Geopolitical Tensions Fuel Renewed Investor Interest in European Utilities
03.04.2026 - 04:27:48 | boerse-global.de
The recent escalation of military conflict in the Middle East is prompting a significant reassessment of Europe's energy security landscape. As concerns mount over potential disruptions to liquefied natural gas (LNG) supplies, market attention is shifting back toward stable infrastructure operators. This geopolitical shift is providing notable tailwinds for shares of German energy giant E.ON, with analysts on Wall Street taking a particularly favorable view.
Analyst Upgrades Amid Supply Concerns
In a direct response to the altered global situation, JPMorgan revised its stance on the Essen-based utility on Wednesday. The U.S. investment bank raised its price target substantially from €18.75 to €21.70. Analyst Javier Garrido attributed the "Overweight" rating to recent military escalations, which heighten the risk of physical interruptions to deliveries of fossil fuels. Market participants, who until recently anticipated a looming LNG surplus, are now pricing in tangible supply risks once more. In this climate, integrated energy providers like E.ON are gaining appeal due to their critical role in securing European infrastructure.
This bullish sentiment is not universal, however. Bernstein Research maintained a more cautious outlook, keeping its price target at €18.00. Their analysts warn that current volatility in oil prices could pressure the operational margins of utility companies.
Should investors sell immediately? Or is it worth buying E.ON?
Share Momentum Builds
For now, investors appear to be siding with JPMorgan's more optimistic interpretation. Closing at €19.70 in the previous session, E.ON's stock continues a solid run and has posted a gain of nearly 20% since the start of the year. This performance brings the 52-week high of €20.30, set in mid-March, within close reach. A sustained breakout above this resistance level would further strengthen the already positive technical chart picture.

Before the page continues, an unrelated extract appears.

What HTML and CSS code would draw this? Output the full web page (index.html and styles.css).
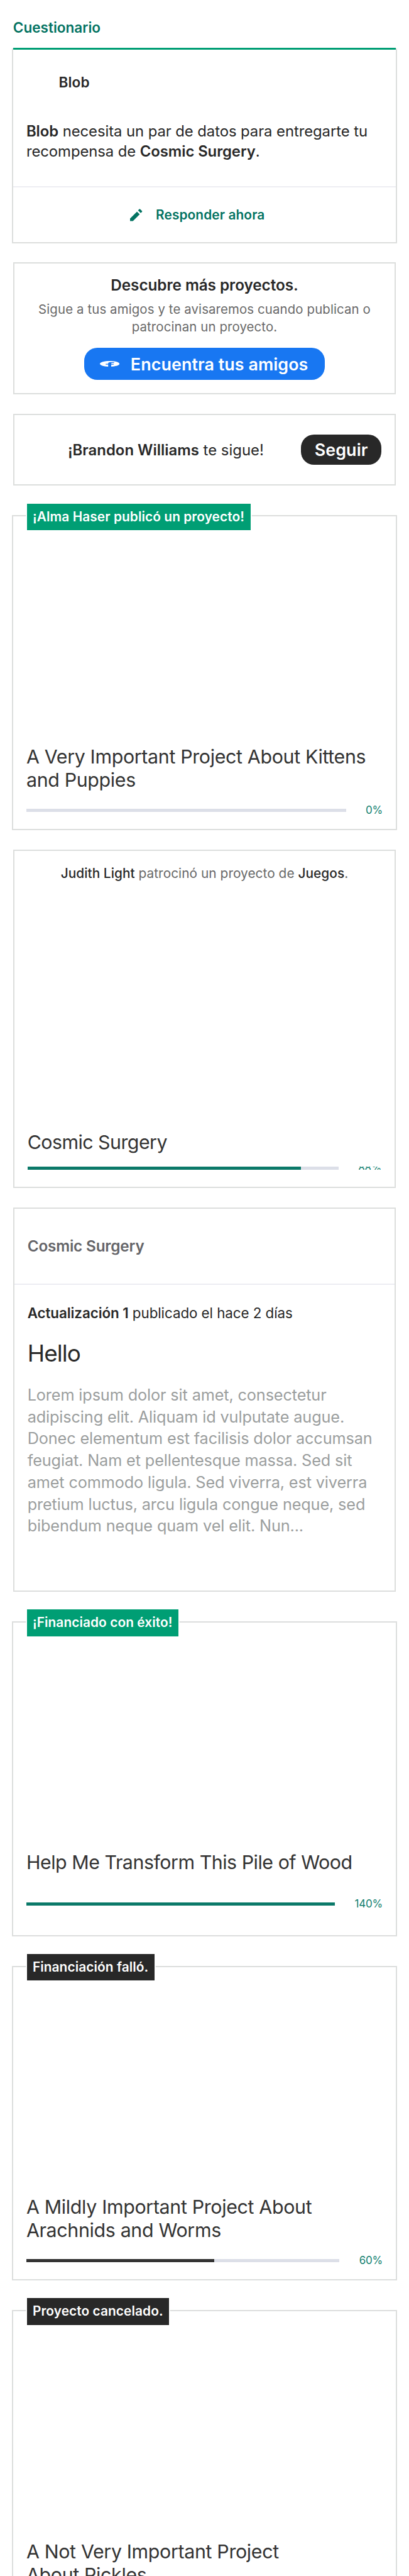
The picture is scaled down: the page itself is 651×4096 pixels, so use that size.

Corporate Strategy and Regulatory Horizon
Beyond macroeconomic factors, specific corporate developments are coming into focus. The company has scheduled a virtual Annual General Meeting for April 23, 2026, where a proposed increased dividend of €0.57 per share is set to be approved. Looking further ahead, E.ON has outlined an ambitious €48 billion investment plan through 2030, primarily dedicated to expanding and modernizing European energy networks.
The next crucial juncture for these plans will arrive in November 2026. A final decision on gas network regulation is due at that time, which will definitively set the financial framework for the group in the subsequent years.